世界教会協議会(WCC)のオラフ・フィクセ・トヴェイト総幹事は2月26日、スイス・ジュネーブでパレスチナ自治政府のマフムード・アッバス議長と会談し、イスラエルとパレスチナの「公正に基づいた平和(Just Peace)」について話し合った。
アッバス氏は会談で、WCCが聖地(イスラエル・パレスチナ)で現地の教会と協力して行っている活動の重要性をトヴェイト氏に伝えた。またアッバス氏自身は、現地と海外の諸教会に対し、パレスチナのキリスト教徒が発するメッセージに注意を払い、パレスチナに平和と公正をもたらすあらゆる非暴力的活動を促すように呼び掛けていると述べた。
トヴェイト氏は、中東や中東以外の地域でWCCが行っている平和と和解のための新しい取り組みを説明。「私たちの役割は、世界に向けてキリストの証人を送り出し、公正と平和のために働くことです」と述べた。
「私たちは、他者と共に働く時にのみ平和が達成できると信じています。私たちは、諸教会が協力し合う団体として、『公正に基づいた平和』のプロセスを支援するように招かれているのです」。トヴェイト氏はこのように述べ、「私たちは、現地の教会が紛争の当事者たちの間に平和と公正を促進する役割を果たすことができると信じますし、そうしているのを見ています。中東で平和の力強い証しとなるために、この地の教会とキリスト教徒の存在感を強めることは重要です」と続けた。
また、「いかなる人々も権利を否定されるべきではありません。いかなる人々も世々にわたって権利を否定されるべきではないのです。イスラエルとパレスチナの未解決の紛争は、第一に公正に関するものです。そして公正の要求が満たされるまで平和は確立され得ないのです」と指摘。「イスラエルによる東エルサレム、ヨルダン川西岸、ガザ地区の占領が50年になろうとしています。
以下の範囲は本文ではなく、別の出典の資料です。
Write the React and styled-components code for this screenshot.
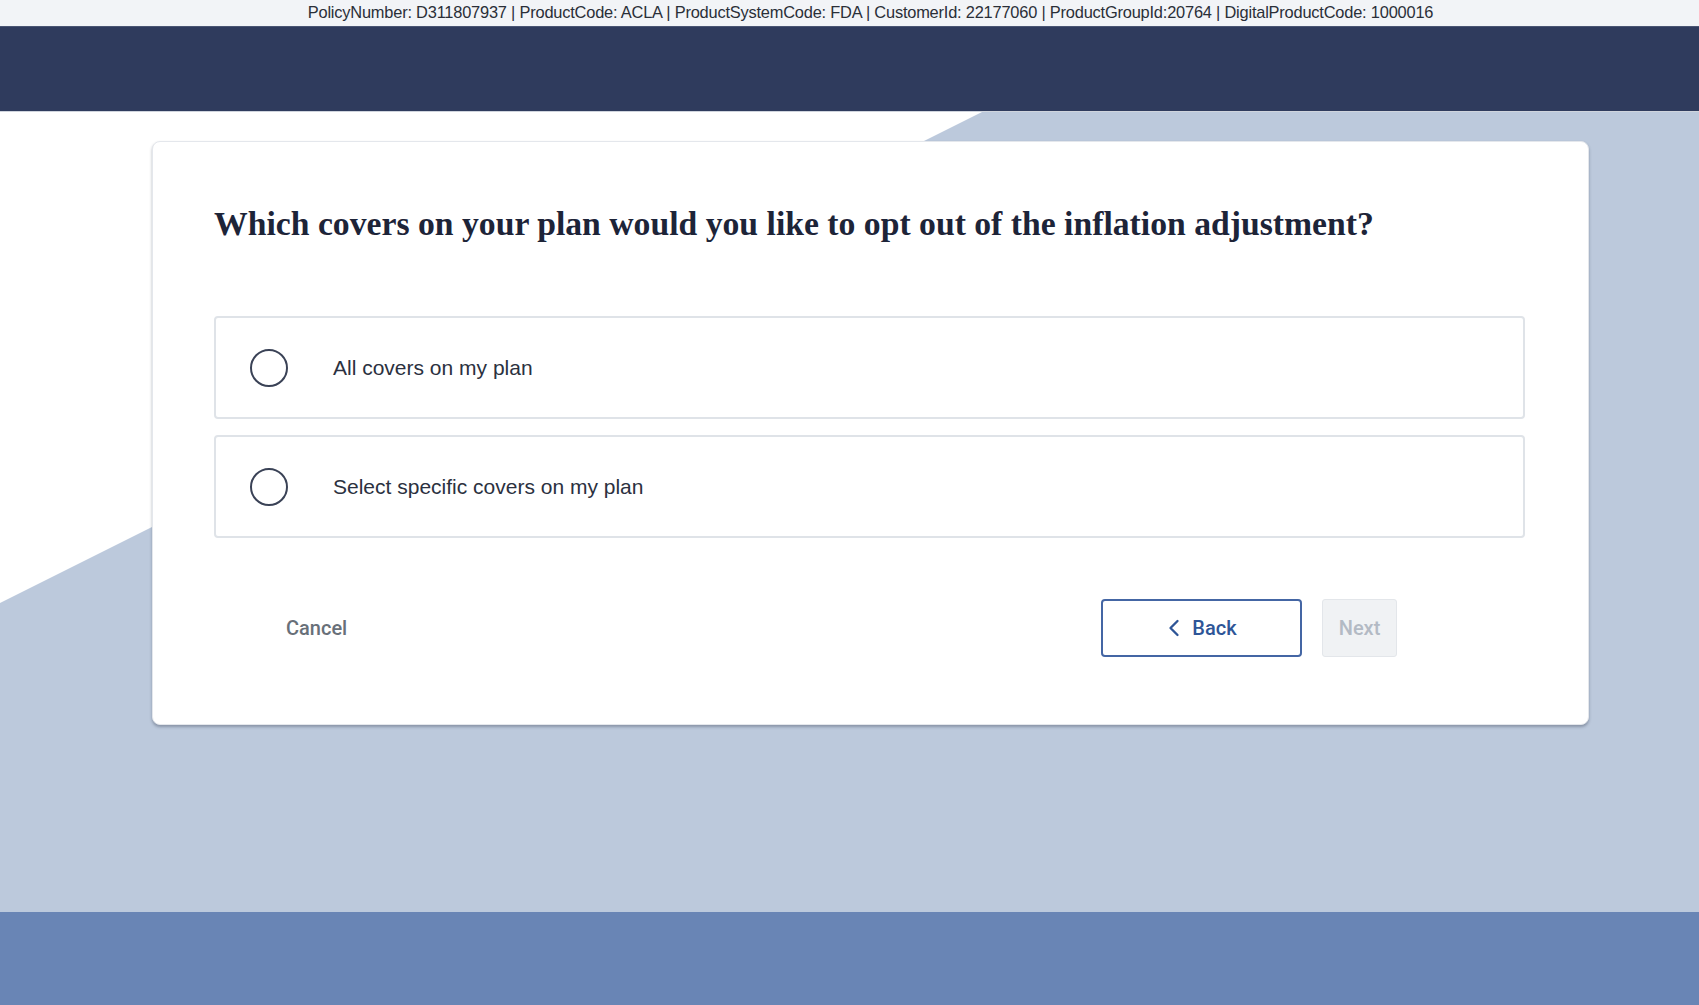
import React, { useState } from 'react';
import styled, { createGlobalStyle } from 'styled-components';
import { ChevronLeft } from 'lucide-react';

const GlobalStyle = createGlobalStyle`
  html, body {
    margin: 0;
    padding: 0;
    background: #6985b5;
  }
  * {
    box-sizing: border-box;
  }
`;

const options = [
  { key: 'all', label: 'All covers on my plan' },
  { key: 'specific', label: 'Select specific covers on my plan' }
];

export default function App() {
  const [selected, setSelected] = useState(null);

  return (
    <>
      <GlobalStyle />
      <InfoBar>
        PolicyNumber: D311807937 | ProductCode: ACLA | ProductSystemCode: FDA |
        CustomerId: 22177060 | ProductGroupId:20764 | DigitalProductCode: 1000016
      </InfoBar>
      <Header />
      <Main>
        <Card>
          <Question>
            Which covers on your plan would you like to opt out of the inflation
            adjustment?
          </Question>
          <OptionList>
            {options.map(option => (
              <OptionRow
                key={option.key}
                onClick={() => setSelected(option.key)}
              >
                <Radio checked={selected === option.key} />
                <OptionLabel>{option.label}</OptionLabel>
              </OptionRow>
            ))}
          </OptionList>
          <Actions>
            <CancelButton>Cancel</CancelButton>
            <BackButton>
              <ChevronLeft size={28} strokeWidth={2} />
              <span>Back</span>
            </BackButton>
            <NextButton disabled={!selected}>Next</NextButton>
          </Actions>
        </Card>
      </Main>
      <Footer />
    </>
  );
}

const InfoBar = styled.div`
  height: 26px;
  padding-left: 42px;
  background: #f2f4f7;
  color: #2a2f38;
  font-family: 'Liberation Sans', sans-serif;
  font-size: 16.4px;
  line-height: 24px;
  text-align: center;
  white-space: nowrap;
  letter-spacing: -0.2px;
`;

const Header = styled.div`
  height: 86px;
  background: #2f3b5d;
  border-top: 1px solid #4a5573;
  border-bottom: 1px solid #cfd4dd;
`;

const Main = styled.main`
  position: relative;
  height: 800px;
  padding: 29px 0 0 152px;
  background: #bcc9dc;

  &::before {
    content: '';
    position: absolute;
    inset: 0;
    background: #ffffff;
    clip-path: polygon(0 0, 982px 0, 0 491px);
  }
`;

const Card = styled.section`
  position: relative;
  width: 1437px;
  padding: 62px 63px 67px 61px;
  background: #ffffff;
  border: 1px solid #e4e7ec;
  border-radius: 8px;
  box-shadow: 0 2px 3px rgba(40, 50, 70, 0.35);
`;

const Question = styled.h1`
  margin: 0 0 72px;
  color: #1d2438;
  font-family: 'Liberation Serif', 'DejaVu Serif', serif;
  font-size: 33.7px;
  font-weight: 700;
  line-height: 40px;
`;

const OptionList = styled.div`
  display: flex;
  flex-direction: column;
  gap: 16px;
`;

const OptionRow = styled.label`
  display: flex;
  align-items: center;
  height: 103px;
  padding-left: 34px;
  border: 2px solid #dfe3e8;
  border-radius: 4px;
  cursor: pointer;
`;

const Radio = styled.span`
  flex: none;
  width: 38px;
  height: 38px;
  border: 2px solid #3a4256;
  border-radius: 50%;
  background: ${props =>
    props.checked ? 'radial-gradient(#2f4d8a 0 9px, transparent 10px)' : 'none'};
`;

const OptionLabel = styled.span`
  margin-left: 45px;
  color: #2b3140;
  font-family: 'Liberation Sans', sans-serif;
  font-size: 21px;
`;

const Actions = styled.div`
  display: flex;
  align-items: center;
  margin-top: 61px;
  padding: 0 128px 0 72px;
`;

const CancelButton = styled.button`
  margin-right: auto;
  padding: 0;
  border: none;
  background: none;
  color: #687079;
  font-family: Roboto, 'Liberation Sans', sans-serif;
  font-size: 20px;
  font-weight: 500;
  cursor: pointer;
`;

const BackButton = styled.button`
  display: flex;
  align-items: center;
  justify-content: center;
  gap: 4px;
  width: 201px;
  height: 58px;
  padding: 0 6px 0 0;
  border: 2px solid #4466a4;
  border-radius: 4px;
  background: #ffffff;
  color: #2e5597;
  font-family: Roboto, 'Liberation Sans', sans-serif;
  font-size: 20px;
  font-weight: 500;
  cursor: pointer;
`;

const NextButton = styled.button`
  width: 75px;
  height: 58px;
  margin-left: 20px;
  padding: 0;
  border: 1px solid #e3e6ea;
  border-radius: 3px;
  background: #f0f2f4;
  color: #b3bac4;
  font-family: Roboto, 'Liberation Sans', sans-serif;
  font-size: 20px;
  font-weight: 500;
`;

const Footer = styled.footer`
  height: 93px;
  background: #6985b5;
`;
何世代にもわたってこの現実の下に苦しんできたのです」と続けた。
一方、「1948年以来、イスラエルは国連によって国家として認められており、WCCもその決定を支持し、国連と同じく2つの国家を認めています。1948年のWCC総会は反ユダヤ主義が神に逆らう罪であると宣言しました」と言及。イスラエル人とパレスチナ人双方に、独立した国家が認められるべきだとする国連の決定を支持してきたWCCの立場を示した。
トヴェイト氏は、「私たちは、人権を保障する義務、平和、全ての人の適正な生活環境の必要を強く主張すべきです。これは、私たち全てが全力を注ぐ必要のある公正と平和の道徳的な価値なのです。当事者双方が永続的な解決によって祝福されるでしょう。そしてそれは、世界平和への重要な貢献となるでしょう」と述べ、話を結んだ。
WCCは2002年以来、「イスラエルとパレスチナにおけるエキュメニカルな同行プログラム」(EAPPI)という活動を行っている。昨年の活動についてはすでに、さまざまな側面から活動の評価がなされており、今年も評価に基づき、仲裁プログラムの強化が継続して行われる予定である。
トヴェイト氏はこの他、6月に予定している「公正に基づいた平和」のための祈りの新しい取り組みや、9月17〜24日の「パレスチナとイスラエルの平和のための世界週間」など、WCCが今年予定しているイスラエル・パレスチナ関係の計画をアッバス氏に紹介した。
WCCは、イスラエルとパレスチナの『公正に基づいた平和』について話し合うため、イスラエル大統領との会談も求めている。